■ **Objective**: Please take the entries below from the first line through the line containing "import React from" and repeat them exactly, leaving out everything after.

-- Begin Data for this exercise --

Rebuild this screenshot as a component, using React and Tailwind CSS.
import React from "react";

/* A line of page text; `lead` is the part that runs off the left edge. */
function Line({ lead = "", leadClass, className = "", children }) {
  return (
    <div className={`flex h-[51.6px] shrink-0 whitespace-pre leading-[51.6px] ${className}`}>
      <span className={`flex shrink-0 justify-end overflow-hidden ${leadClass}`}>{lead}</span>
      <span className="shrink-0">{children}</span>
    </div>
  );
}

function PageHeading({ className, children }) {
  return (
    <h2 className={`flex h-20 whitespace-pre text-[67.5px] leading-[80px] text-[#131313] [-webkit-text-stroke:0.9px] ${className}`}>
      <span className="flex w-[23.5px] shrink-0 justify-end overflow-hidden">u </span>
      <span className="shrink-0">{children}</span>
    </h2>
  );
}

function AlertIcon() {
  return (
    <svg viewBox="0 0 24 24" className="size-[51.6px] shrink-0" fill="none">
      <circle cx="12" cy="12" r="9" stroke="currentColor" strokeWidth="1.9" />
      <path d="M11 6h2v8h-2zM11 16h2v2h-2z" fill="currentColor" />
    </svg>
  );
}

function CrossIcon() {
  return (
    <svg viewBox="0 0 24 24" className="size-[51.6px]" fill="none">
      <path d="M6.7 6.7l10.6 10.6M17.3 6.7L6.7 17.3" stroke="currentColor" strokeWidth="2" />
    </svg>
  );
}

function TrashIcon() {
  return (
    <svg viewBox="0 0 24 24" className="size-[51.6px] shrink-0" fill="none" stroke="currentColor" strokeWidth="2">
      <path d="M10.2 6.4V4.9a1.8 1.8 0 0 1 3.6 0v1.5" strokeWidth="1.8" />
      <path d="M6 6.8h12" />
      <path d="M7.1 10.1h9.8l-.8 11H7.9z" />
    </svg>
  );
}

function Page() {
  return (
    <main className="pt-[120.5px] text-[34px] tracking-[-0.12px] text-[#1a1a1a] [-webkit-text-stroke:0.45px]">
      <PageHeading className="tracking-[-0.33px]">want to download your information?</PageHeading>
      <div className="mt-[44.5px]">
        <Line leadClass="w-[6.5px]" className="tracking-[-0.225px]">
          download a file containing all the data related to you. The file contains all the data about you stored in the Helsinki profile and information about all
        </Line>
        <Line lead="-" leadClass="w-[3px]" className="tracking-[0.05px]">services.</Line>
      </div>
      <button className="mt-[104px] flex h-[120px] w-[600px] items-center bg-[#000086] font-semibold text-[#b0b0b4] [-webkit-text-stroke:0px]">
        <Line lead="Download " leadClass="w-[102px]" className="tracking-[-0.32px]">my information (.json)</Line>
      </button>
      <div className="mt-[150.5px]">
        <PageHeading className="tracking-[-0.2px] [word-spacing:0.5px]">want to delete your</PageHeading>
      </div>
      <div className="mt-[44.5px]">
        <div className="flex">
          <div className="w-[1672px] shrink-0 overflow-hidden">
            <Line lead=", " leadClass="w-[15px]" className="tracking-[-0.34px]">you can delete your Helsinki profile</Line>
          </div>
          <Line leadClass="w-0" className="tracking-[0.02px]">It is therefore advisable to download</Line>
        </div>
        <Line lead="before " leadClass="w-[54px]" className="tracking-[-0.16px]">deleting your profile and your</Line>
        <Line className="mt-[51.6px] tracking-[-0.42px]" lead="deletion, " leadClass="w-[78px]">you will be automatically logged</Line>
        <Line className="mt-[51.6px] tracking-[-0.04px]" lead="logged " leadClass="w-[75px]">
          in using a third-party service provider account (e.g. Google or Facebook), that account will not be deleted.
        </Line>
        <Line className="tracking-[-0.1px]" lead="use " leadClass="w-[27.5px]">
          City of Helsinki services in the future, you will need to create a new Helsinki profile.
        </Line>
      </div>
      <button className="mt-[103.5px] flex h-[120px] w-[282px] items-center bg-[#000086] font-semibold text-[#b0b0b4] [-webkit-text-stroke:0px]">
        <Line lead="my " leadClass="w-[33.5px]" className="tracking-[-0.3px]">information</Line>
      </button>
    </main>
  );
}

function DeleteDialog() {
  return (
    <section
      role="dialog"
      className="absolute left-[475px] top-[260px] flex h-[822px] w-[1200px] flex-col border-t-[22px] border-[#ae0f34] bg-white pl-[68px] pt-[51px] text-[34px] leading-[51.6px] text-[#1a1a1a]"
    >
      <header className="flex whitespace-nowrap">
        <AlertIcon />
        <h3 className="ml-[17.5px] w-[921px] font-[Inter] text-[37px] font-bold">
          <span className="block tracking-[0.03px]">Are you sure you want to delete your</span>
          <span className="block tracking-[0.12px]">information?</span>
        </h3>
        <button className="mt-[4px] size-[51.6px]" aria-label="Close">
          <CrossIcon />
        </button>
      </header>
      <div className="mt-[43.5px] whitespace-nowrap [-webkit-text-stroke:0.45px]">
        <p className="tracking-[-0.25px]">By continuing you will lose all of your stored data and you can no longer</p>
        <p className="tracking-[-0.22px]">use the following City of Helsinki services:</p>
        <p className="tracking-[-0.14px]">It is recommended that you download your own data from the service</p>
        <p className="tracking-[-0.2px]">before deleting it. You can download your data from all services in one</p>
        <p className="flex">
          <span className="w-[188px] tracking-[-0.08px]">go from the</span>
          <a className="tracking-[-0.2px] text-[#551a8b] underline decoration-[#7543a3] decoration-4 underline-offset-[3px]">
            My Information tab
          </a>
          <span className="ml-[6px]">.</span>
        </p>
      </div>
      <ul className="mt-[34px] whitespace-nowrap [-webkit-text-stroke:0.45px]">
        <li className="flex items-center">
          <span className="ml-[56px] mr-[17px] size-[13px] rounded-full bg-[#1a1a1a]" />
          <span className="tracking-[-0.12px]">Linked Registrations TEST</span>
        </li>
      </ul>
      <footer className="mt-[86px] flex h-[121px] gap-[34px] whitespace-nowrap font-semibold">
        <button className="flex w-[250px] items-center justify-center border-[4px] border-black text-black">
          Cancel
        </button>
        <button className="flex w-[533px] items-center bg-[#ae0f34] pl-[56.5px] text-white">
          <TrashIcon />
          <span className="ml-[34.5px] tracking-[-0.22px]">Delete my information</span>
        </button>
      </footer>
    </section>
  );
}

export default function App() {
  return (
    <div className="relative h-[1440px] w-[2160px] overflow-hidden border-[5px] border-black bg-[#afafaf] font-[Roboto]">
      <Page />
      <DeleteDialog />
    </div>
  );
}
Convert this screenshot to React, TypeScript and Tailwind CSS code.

-- End Data for this exercise --

■ **Answer to this exercise**:
Rebuild this screenshot as a component, using React and Tailwind CSS.
import React from "react";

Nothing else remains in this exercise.